In the case at bar the appellant failed to perform his full duty in two particulars. In the first place, it was his duty to investigate with great care the alleged illness of Anastacia Cabras and determine to his own satisfaction whether or not she could be arrested and produced in court on the date specified. This appellant did not do. Without a careful investigation into the claim of illness made, imposition upon him, and thereby upon the court, was easy, and any designing person, desiring to escape arrest, could easily defy the process of the court and bring the administration of justice into contempt. In the second place, it was his duty, having satisfied himself, if such were the case, that such person could not be brought into court on that day, to lay that fact before the court for the court’s information and guidance and then take such advice as to the course of action to be thereupon adopted as the court might see fit to give.
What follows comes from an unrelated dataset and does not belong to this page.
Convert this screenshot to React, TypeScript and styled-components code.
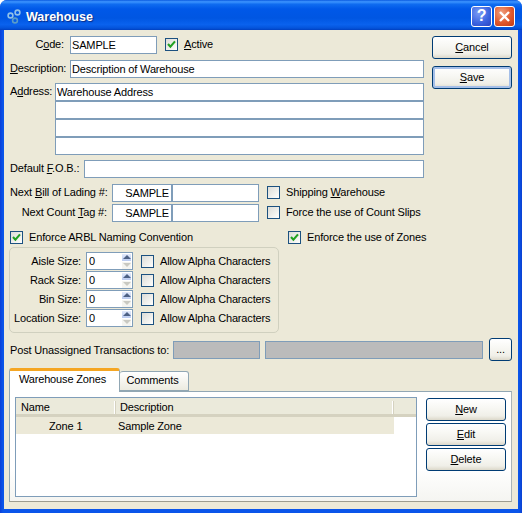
import React from "react";
import styled, { createGlobalStyle } from "styled-components";

const Global = createGlobalStyle`
  html, body { margin: 0; padding: 0; background: #fff; }
  body { font-family: "Liberation Sans", Arial, sans-serif; font-size: 11px; letter-spacing: -0.15px; color: #000; }
  * { box-sizing: border-box; }
  input, button { letter-spacing: inherit; }
`;

const Win = styled.div`
  width: 522px; height: 513px; display: flex; flex-direction: column;
  overflow: hidden; border-radius: 7px 7px 0 0;
  background: linear-gradient(90deg, #0a3fd8 0, #0a55ea 3px, #0a55ea 519px, #0a3fd0 100%);
`;
const TitleBar = styled.div`
  height: 30px; flex: none; display: flex; align-items: center; padding: 0 7px 0 7px;
  background: linear-gradient(180deg, #0a5ae0 0%, #3d95ff 6%, #0f6cf0 14%, #0058e8 30%, #0056e2 60%, #0a62ee 82%, #0453da 94%, #003fc0 100%);
`;
const TitleText = styled.span`
  font-weight: bold; font-size: 12.5px; letter-spacing: 0; color: #fff; margin-left: 5px; margin-top: 3px;
  text-shadow: 1px 1px 1px #0a2a80;
`;
const TitleIcon = styled.svg` width: 14px; height: 15px; flex: none; margin-top: 2px; `;
const TitleSpacer = styled.div` flex: 1; `;
const CapBtn = styled.div<{ $kind: "help" | "close" }>`
  width: 21px; height: 21px; border: 1px solid #fff; border-radius: 3px; margin-left: 2px; margin-top: 2px;
  display: flex; align-items: center; justify-content: center;
  color: #fff; font-weight: bold; font-size: 16px;
  background: ${p => p.$kind === "help"
    ? "radial-gradient(circle at 35% 30%, #7b9cf5 0%, #3a62df 60%, #2a44c0 100%)"
    : "radial-gradient(circle at 35% 30%, #f0a080 0%, #e0582c 55%, #c23a14 100%)"};
`;
const Body = styled.div`
  flex: 1; margin: 0 4px 4px; background: #ece9d8; padding-top: 6px; display: flex; flex-direction: column;
`;
const Top = styled.div` display: flex; `;
const FormCol = styled.div` width: 420px; display: flex; flex-direction: column; padding-left: 6px; `;
const SideCol = styled.div` margin-left: 8px; width: 80px; display: flex; flex-direction: column; gap: 7px; `;
const Row = styled.div<{ $mt?: number }>`
  display: flex; align-items: flex-start; margin-top: ${p => p.$mt ?? 0}px;
`;
const Label = styled.label<{ $w: number; $gap?: number }>`
  width: ${p => p.$w}px; flex: none; text-align: right;
  margin-right: ${p => p.$gap ?? 6}px; line-height: 16px; white-space: nowrap;
`;
const Field = styled.input<{ $w?: number; $right?: boolean; $gray?: boolean; $ml?: number }>`
  display: block; height: 18px; border: 1px solid #7f9db9; border-radius: 0; outline: none; padding: 0 2px 1px 1px;
  width: ${p => p.$w ? `${p.$w}px` : "100%"}; flex: ${p => p.$w ? "none" : "1 1 auto"};
  min-width: 0; margin: 0 0 0 ${p => p.$ml ?? 0}px;
  font: inherit; color: #000; text-align: ${p => p.$right ? "right" : "left"};
  background: ${p => p.$gray ? "#bbb" : "#fff"};
`;
const AddressStack = styled.div`
  flex: 1; display: flex; flex-direction: column;
  & > input { flex: none; }
`;
const Box = styled.span`
  width: 13px; height: 13px; flex: none; border: 1px solid #1c5180; display: block;
  background: linear-gradient(135deg, #dcdcd7 0%, #f4f4f1 70%, #fff 100%);
`;
const CheckWrap = styled.label<{ $ml?: number; $mt?: number }>`
  display: inline-flex; align-items: center; gap: 6px; white-space: nowrap; line-height: 13px;
  margin-left: ${p => p.$ml ?? 0}px; margin-top: ${p => p.$mt ?? 0}px;
`;
const Check = ({ on, children, ml, mt }: { on?: boolean; children: React.ReactNode; ml?: number; mt?: number }) => (
  <CheckWrap $ml={ml} $mt={mt}>
    <Box>
      {on && (
        <svg width="11" height="11" viewBox="0 0 11 11" style={{ display: "block" }}>
          <path d="M2 5 L4.4 7.6 L9 2.4" fill="none" stroke="#21a121" strokeWidth="2.1" />
        </svg>
      )}
    </Box>
    <span>{children}</span>
  </CheckWrap>
);
const Btn = styled.button<{ $default?: boolean; $w?: number }>`
  width: ${p => p.$w ?? 80}px; height: 23px; padding: 0 0 1px; border: 1px solid #003c74; border-radius: 3px;
  font: inherit; color: #000; flex: none;
  background: linear-gradient(180deg, #fff 0%, #f8f8f4 40%, #f0efe8 80%, #dcd8ca 100%);
  box-shadow: ${p => p.$default ? "inset 0 0 0 2px #a5bfe8" : "none"};
`;
const EnforceRow = styled.div`
  display: grid; grid-template-columns: 278px auto; padding-left: 6px; margin-top: 9px; height: 13px;
`;
const Group = styled.div`
  width: 270px; margin: 3px 0 0 5px; padding: 4px 0 5px; border: 1px solid #d0d0bf; border-radius: 5px;
  display: flex; flex-direction: column; gap: 1px;
`;
const SpinRow = styled.div` display: flex; align-items: center; height: 18px; `;
const SpinLabel = styled.span` width: 71px; text-align: right; margin-right: 5px; flex: none; white-space: nowrap; `;
const Spin = styled.div`
  width: 47px; height: 18px; border: 1px solid #7f9db9; background: #fff; display: flex; align-items: center; padding: 0 1px 0 2px; flex: none; margin-right: 8px;
`;
const SpinValue = styled.span` flex: 1; `;
const SpinBtns = styled.div` width: 9px; display: flex; flex-direction: column; gap: 1px; `;
const SpinUp = styled.div`
  height: 7px; background: linear-gradient(180deg, #e2eafb, #b9caf0); display: flex; align-items: center; justify-content: center;
  &::after { content: ""; border: 4px solid transparent; border-top: 0; border-bottom: 4px solid #4d6185; }
`;
const SpinDown = styled.div`
  height: 7px; background: #f4f4f0; display: flex; align-items: center; justify-content: center;
  &::after { content: ""; border: 4px solid transparent; border-bottom: 0; border-top: 4px solid #c9c9c2; }
`;
const PostRow = styled.div` display: flex; align-items: center; height: 23px; margin-top: 5px; padding-left: 6px; `;
const PostLabel = styled.span` width: 163px; flex: none; white-space: nowrap; `;
const MoreBtn = styled(Btn)` width: 23px; margin-left: 6px; `;
const Tabs = styled.div` display: flex; align-items: flex-end; margin: 7px 0 0 5px; height: 23px; `;
const Tab = styled.div<{ $active?: boolean }>`
  display: flex; align-items: center; justify-content: center; border: 1px solid #91a7b4; border-radius: 3px 3px 0 0;
  ${p => p.$active
    ? "width: 111px; height: 24px; margin-bottom: -1px; background: #fff; border-bottom: 0; border-top: 3px solid #f5a623; position: relative; z-index: 1; padding: 0 4px 5px 0;"
    : "width: 69px; height: 20px; border-left: 0; padding: 0 3px 2px 0; background: linear-gradient(180deg, #fff, #ecebe0);"}
`;
const Pane = styled.div`
  width: 503px; height: 111px; margin-left: 5px; border: 1px solid #91a7b4; border-right-color: #a9b4b8; border-bottom-color: #9c9c90;
  background: linear-gradient(180deg, #fff 0%, #fff 70%, #f5f5f1 100%);
  padding: 5px 5px 4px; display: flex;
`;
const List = styled.div` width: 402px; height: 100px; border: 1px solid #7f9db9; background: #fff; display: flex; flex-direction: column; `;
const ListHead = styled.div`
  height: 19px; flex: none; display: flex; align-items: center; padding-top: 3px; background: #ebeadb; border-bottom: 3px solid #d5d2c0;
`;
const HeadCell = styled.div<{ $w: number }>`
  width: ${p => p.$w}px; flex: none; padding-left: 5px; height: 13px; line-height: 13px;
  border-right: 1px solid #fff; box-shadow: 1px 0 0 #d5d2c0;
`;
const ListRow = styled.div` width: 378px; height: 17px; display: flex; align-items: center; background: #ece9d8; `;
const Cell = styled.div<{ $w?: number; $pl: number }>`
  width: ${p => p.$w ? `${p.$w}px` : "auto"}; flex: ${p => p.$w ? "none" : "1"}; padding-left: ${p => p.$pl}px;
`;
const PaneBtns = styled.div` margin: 0 0 0 9px; padding-top: 1px; display: flex; flex-direction: column; gap: 2px; `;

const spins = ["Aisle Size:", "Rack Size:", "Bin Size:", "Location Size:"];

export default function App() {
  return (
    <Win>
      <Global />
      <TitleBar>
        <TitleIcon viewBox="0 0 14 15">
          <g fill="none" stroke="#8fc0e8" strokeWidth="1.6">
            <circle cx="3.5" cy="6.5" r="2.4" />
            <circle cx="10.5" cy="3.5" r="2.4" />
            <circle cx="8" cy="11.5" r="2.4" stroke="#5a9cc8" />
          </g>
        </TitleIcon>
        <TitleText>Warehouse</TitleText>
        <TitleSpacer />
        <CapBtn $kind="help">?</CapBtn>
        <CapBtn $kind="close">
          <svg width="13" height="13" viewBox="0 0 13 13"><path d="M2 2 L11 11 M11 2 L2 11" stroke="#fff" strokeWidth="2.4" /></svg>
        </CapBtn>
      </TitleBar>
      <Body>
        <Top>
          <FormCol>
            <Row>
              <Label $w={54}>C<u>o</u>de:</Label>
              <Field $w={87} defaultValue="SAMPLE" readOnly />
              <Check on ml={8} mt={2}><u>A</u>ctive</Check>
            </Row>
            <Row $mt={6}>
              <Label $w={54}><u>D</u>escription:</Label>
              <Field defaultValue="Description of Warehouse" readOnly />
            </Row>
            <Row $mt={5}>
              <Label $w={39}>A<u>d</u>dress:</Label>
              <AddressStack>
                <Field defaultValue="Warehouse Address" readOnly />
                <Field readOnly />
                <Field readOnly />
                <Field readOnly />
              </AddressStack>
            </Row>
            <Row $mt={5}>
              <Label $w={69} $gap={5}>Default <u>F</u>.O.B.:</Label>
              <Field readOnly />
            </Row>
            <Row $mt={6}>
              <Label $w={97} $gap={5}>Next <u>B</u>ill of Lading #:</Label>
              <Field $w={60} $right defaultValue="SAMPLE" readOnly />
              <Field $w={87} readOnly />
              <Check ml={8} mt={2}>Shipping <u>W</u>arehouse</Check>
            </Row>
            <Row $mt={2}>
              <Label $w={97} $gap={5}>Next Count <u>T</u>ag #:</Label>
              <Field $w={60} $right defaultValue="SAMPLE" readOnly />
              <Field $w={87} readOnly />
              <Check ml={8} mt={2}>Force the use of Count Slips</Check>
            </Row>
          </FormCol>
          <SideCol>
            <Btn><u>C</u>ancel</Btn>
            <Btn $default><u>S</u>ave</Btn>
          </SideCol>
        </Top>
        <EnforceRow>
          <Check on>Enforce ARBL Naming Convention</Check>
          <Check on>Enforce the use of Zones</Check>
        </EnforceRow>
        <Group>
          {spins.map(s => (
            <SpinRow key={s}>
              <SpinLabel>{s}</SpinLabel>
              <Spin>
                <SpinValue>0</SpinValue>
                <SpinBtns><SpinUp /><SpinDown /></SpinBtns>
              </Spin>
              <Check>Allow Alpha Characters</Check>
            </SpinRow>
          ))}
        </Group>
        <PostRow>
          <PostLabel>Post Unassigned Transactions to:</PostLabel>
          <Field $w={87} $gray readOnly />
          <Field $w={218} $ml={5} $gray readOnly />
          <MoreBtn>...</MoreBtn>
        </PostRow>
        <Tabs>
          <Tab $active>Warehouse Zones</Tab>
          <Tab>Comments</Tab>
        </Tabs>
        <Pane>
          <List>
            <ListHead>
              <HeadCell $w={99}>Name</HeadCell>
              <HeadCell $w={278}>Description</HeadCell>
            </ListHead>
            <ListRow>
              <Cell $w={100} $pl={33}>Zone 1</Cell>
              <Cell $pl={2}>Sample Zone</Cell>
            </ListRow>
          </List>
          <PaneBtns>
            <Btn><u>N</u>ew</Btn>
            <Btn><u>E</u>dit</Btn>
            <Btn><u>D</u>elete</Btn>
          </PaneBtns>
        </Pane>
      </Body>
    </Win>
  );
}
The appellant failed and neglected to do either of these things, and, consequently, left the court ignorant of the fact that Anastacia Cabras would not be in court on the 9th, and thereby contributed to, if he did not cause, the miscarriage of justice which resulted from the necessity thus laid upon the court of dismissing the action in which the order was issued.

From all the facts in this case this court determines that the defendant was guilty of contempt and punishable accordingly, and affirms the judgment and sentence of the court below.

Arellano, C.J., Torres, Johnson and Carson, JJ., concur.